Data block –

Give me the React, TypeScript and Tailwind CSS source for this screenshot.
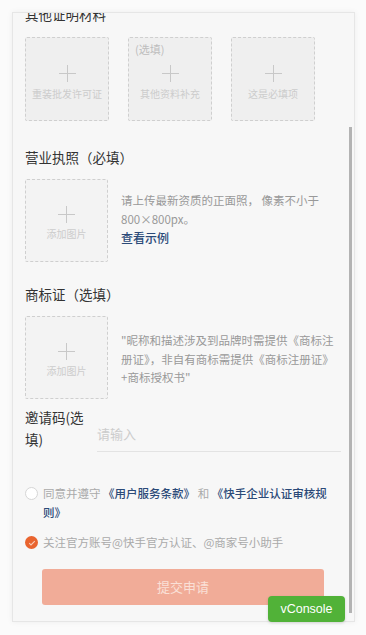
const font = { fontFamily: '"Noto Sans CJK SC", "Noto Sans", sans-serif' };

const PlusIcon = () => (
  <svg width="17" height="17" viewBox="0 0 17 17" className="block">
    <path d="M8.5 0v17M0 8.5h17" stroke="#c8c8c8" strokeWidth="1" />
  </svg>
);

const UploadBox = ({ label, tag }: { label: string; tag?: string }) => (
  <div className="relative w-[84px] h-[84px] shrink-0 border border-dashed border-[#cfcfcf] rounded-[2px] bg-[#efefef] flex flex-col items-center pt-[27px]">
    {tag && (
      <span className="absolute left-[6px] top-[4px] text-[11px] leading-[14px] text-[#bdbdbd]">{tag}</span>
    )}
    <PlusIcon />
    <span className="mt-[5px] text-[10px] leading-[14px] text-[#cccccc] whitespace-nowrap">{label}</span>
  </div>
);

const ImageSlot = () => (
  <div className="w-[83px] h-[83px] shrink-0 border border-dashed border-[#cfcfcf] rounded-[2px] bg-[#f3f3f3] flex flex-col items-center pt-[26px]">
    <PlusIcon />
    <span className="mt-[4px] text-[10px] leading-[14px] text-[#cccccc]">添加图片</span>
  </div>
);

const App = () => {
  return (
    <div className="w-[366px] h-[635px] bg-[#fbfbfb] pt-[12px] pl-[12px] relative overflow-hidden" style={font}>
      <div className="relative w-[343px] h-[610px] bg-[#f7f7f7] border border-[#e6e6e6] shadow-[0_0_6px_rgba(0,0,0,0.06)] overflow-hidden">
        <div className="-mt-[9px] pl-[12px] pr-[12px]">
          <h3 className="text-[13.5px] leading-[20px] text-[#333]">其他证明材料</h3>
          <div className="mt-[13px] flex gap-[19px]">
            <UploadBox label="重装批发许可证" />
            <UploadBox label="其他资料补充" tag="(选填)" />
            <UploadBox label="这是必填项" />
          </div>

          <h3 className="mt-[26px] text-[13.5px] leading-[20px] text-[#333]">营业执照（必填）</h3>
          <div className="mt-[12px] flex">
            <ImageSlot />
            <div className="ml-[13px] pt-[12px] text-[11.5px] leading-[19px] text-[#999] whitespace-nowrap">
              <p>请上传最新资质的正面照， 像素不小于</p>
              <p>800×800px。</p>
              <p className="text-[12px] leading-[18px] font-medium text-[#2b4a78]">查看示例</p>
            </div>
          </div>

          <h3 className="mt-[22px] text-[13.5px] leading-[20px] text-[#333]">商标证（选填）</h3>
          <div className="mt-[12px] flex">
            <ImageSlot />
            <div className="ml-[13px] pt-[15px] text-[11.5px] leading-[18.5px] text-[#999] whitespace-nowrap">
              <p>"昵称和描述涉及到品牌时需提供《商标注</p>
              <p>册证》，非自有商标需提供《商标注册证》</p>
              <p>+商标授权书"</p>
            </div>
          </div>

          <div className="mt-[7px] flex">
            <div className="w-[60px] shrink-0 text-[13.5px] leading-[22px] text-[#333] whitespace-nowrap">
              邀请码(选
              <br />
              填)
            </div>
            <div className="ml-[12px] flex-1 mr-[1px] pt-[14px] border-b border-[#e3e3e3] h-[46px]">
              <span className="text-[13px] leading-[20px] text-[#cccccc]">请输入</span>
            </div>
          </div>

          <div className="mt-[32px] flex items-start">
            <span className="mt-[3px] w-[13px] h-[13px] shrink-0 rounded-full border border-[#d6d6d6] bg-white" />
            <p className="ml-[5px] text-[11.5px] leading-[19px] text-[#aaa] whitespace-nowrap">
              同意并遵守 <span className="font-medium text-[#2b4a78]">《用户服务条款》</span> 和{' '}
              <span className="font-medium text-[#2b4a78]">《快手企业认证审核规</span>
              <br />
              <span className="font-medium text-[#2b4a78]">则》</span>
            </p>
          </div>

          <div className="mt-[11px] flex items-center">
            <span className="w-[13px] h-[13px] shrink-0 rounded-full bg-[#e9642f] flex items-center justify-center">
              <svg width="8" height="8" viewBox="0 0 8 8">
                <path d="M1.2 4.2l1.8 1.7L6.8 2.2" stroke="#f9cdb8" strokeWidth="1.1" fill="none" />
              </svg>
            </span>
            <p className="ml-[5px] text-[11.5px] leading-[19px] text-[#aaa] whitespace-nowrap">关注官方账号@快手官方认证、@商家号小助手</p>
          </div>

          <div className="mt-[17px] ml-[17px] w-[282px] h-[36px] rounded-[3px] bg-[#f1ac98] flex items-center justify-center">
            <span className="text-[13px] text-[#fae0d7]">提交申请</span>
          </div>
        </div>

        <div className="absolute right-[2px] top-[114px] w-[3px] h-[486px] bg-[#b3b3b3]" />
      </div>

      <div className="absolute left-[268px] top-[596px] w-[77px] h-[26px] rounded-[4px] bg-[#51b238] shadow-[0_1px_3px_rgba(0,0,0,0.15)] flex items-center justify-center">
        <span className="text-[12.5px] text-white" style={{ fontFamily: '"Liberation Sans", Arial, sans-serif' }}>vConsole</span>
      </div>
    </div>
  );
};

export default App;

Prompt –
Repeat the listing in full and exactly. Leave any pictures out.

Response –
Give me the React, TypeScript and Tailwind CSS source for this screenshot.
const font = { fontFamily: '"Noto Sans CJK SC", "Noto Sans", sans-serif' };

const PlusIcon = () => (
  <svg width="17" height="17" viewBox="0 0 17 17" className="block">
    <path d="M8.5 0v17M0 8.5h17" stroke="#c8c8c8" strokeWidth="1" />
  </svg>
);

const UploadBox = ({ label, tag }: { label: string; tag?: string }) => (
  <div className="relative w-[84px] h-[84px] shrink-0 border border-dashed border-[#cfcfcf] rounded-[2px] bg-[#efefef] flex flex-col items-center pt-[27px]">
    {tag && (
      <span className="absolute left-[6px] top-[4px] text-[11px] leading-[14px] text-[#bdbdbd]">{tag}</span>
    )}
    <PlusIcon />
    <span className="mt-[5px] text-[10px] leading-[14px] text-[#cccccc] whitespace-nowrap">{label}</span>
  </div>
);

const ImageSlot = () => (
  <div className="w-[83px] h-[83px] shrink-0 border border-dashed border-[#cfcfcf] rounded-[2px] bg-[#f3f3f3] flex flex-col items-center pt-[26px]">
    <PlusIcon />
    <span className="mt-[4px] text-[10px] leading-[14px] text-[#cccccc]">添加图片</span>
  </div>
);

const App = () => {
  return (
    <div className="w-[366px] h-[635px] bg-[#fbfbfb] pt-[12px] pl-[12px] relative overflow-hidden" style={font}>
      <div className="relative w-[343px] h-[610px] bg-[#f7f7f7] border border-[#e6e6e6] shadow-[0_0_6px_rgba(0,0,0,0.06)] overflow-hidden">
        <div className="-mt-[9px] pl-[12px] pr-[12px]">
          <h3 className="text-[13.5px] leading-[20px] text-[#333]">其他证明材料</h3>
          <div className="mt-[13px] flex gap-[19px]">
            <UploadBox label="重装批发许可证" />
            <UploadBox label="其他资料补充" tag="(选填)" />
            <UploadBox label="这是必填项" />
          </div>

          <h3 className="mt-[26px] text-[13.5px] leading-[20px] text-[#333]">营业执照（必填）</h3>
          <div className="mt-[12px] flex">
            <ImageSlot />
            <div className="ml-[13px] pt-[12px] text-[11.5px] leading-[19px] text-[#999] whitespace-nowrap">
              <p>请上传最新资质的正面照， 像素不小于</p>
              <p>800×800px。</p>
              <p className="text-[12px] leading-[18px] font-medium text-[#2b4a78]">查看示例</p>
            </div>
          </div>

          <h3 className="mt-[22px] text-[13.5px] leading-[20px] text-[#333]">商标证（选填）</h3>
          <div className="mt-[12px] flex">
            <ImageSlot />
            <div className="ml-[13px] pt-[15px] text-[11.5px] leading-[18.5px] text-[#999] whitespace-nowrap">
              <p>"昵称和描述涉及到品牌时需提供《商标注</p>
              <p>册证》，非自有商标需提供《商标注册证》</p>
              <p>+商标授权书"</p>
            </div>
          </div>

          <div className="mt-[7px] flex">
            <div className="w-[60px] shrink-0 text-[13.5px] leading-[22px] text-[#333] whitespace-nowrap">
              邀请码(选
              <br />
              填)
            </div>
            <div className="ml-[12px] flex-1 mr-[1px] pt-[14px] border-b border-[#e3e3e3] h-[46px]">
              <span className="text-[13px] leading-[20px] text-[#cccccc]">请输入</span>
            </div>
          </div>

          <div className="mt-[32px] flex items-start">
            <span className="mt-[3px] w-[13px] h-[13px] shrink-0 rounded-full border border-[#d6d6d6] bg-white" />
            <p className="ml-[5px] text-[11.5px] leading-[19px] text-[#aaa] whitespace-nowrap">
              同意并遵守 <span className="font-medium text-[#2b4a78]">《用户服务条款》</span> 和{' '}
              <span className="font-medium text-[#2b4a78]">《快手企业认证审核规</span>
              <br />
              <span className="font-medium text-[#2b4a78]">则》</span>
            </p>
          </div>

          <div className="mt-[11px] flex items-center">
            <span className="w-[13px] h-[13px] shrink-0 rounded-full bg-[#e9642f] flex items-center justify-center">
              <svg width="8" height="8" viewBox="0 0 8 8">
                <path d="M1.2 4.2l1.8 1.7L6.8 2.2" stroke="#f9cdb8" strokeWidth="1.1" fill="none" />
              </svg>
            </span>
            <p className="ml-[5px] text-[11.5px] leading-[19px] text-[#aaa] whitespace-nowrap">关注官方账号@快手官方认证、@商家号小助手</p>
          </div>

          <div className="mt-[17px] ml-[17px] w-[282px] h-[36px] rounded-[3px] bg-[#f1ac98] flex items-center justify-center">
            <span className="text-[13px] text-[#fae0d7]">提交申请</span>
          </div>
        </div>

        <div className="absolute right-[2px] top-[114px] w-[3px] h-[486px] bg-[#b3b3b3]" />
      </div>

      <div className="absolute left-[268px] top-[596px] w-[77px] h-[26px] rounded-[4px] bg-[#51b238] shadow-[0_1px_3px_rgba(0,0,0,0.15)] flex items-center justify-center">
        <span className="text-[12.5px] text-white" style={{ fontFamily: '"Liberation Sans", Arial, sans-serif' }}>vConsole</span>
      </div>
    </div>
  );
};

export default App;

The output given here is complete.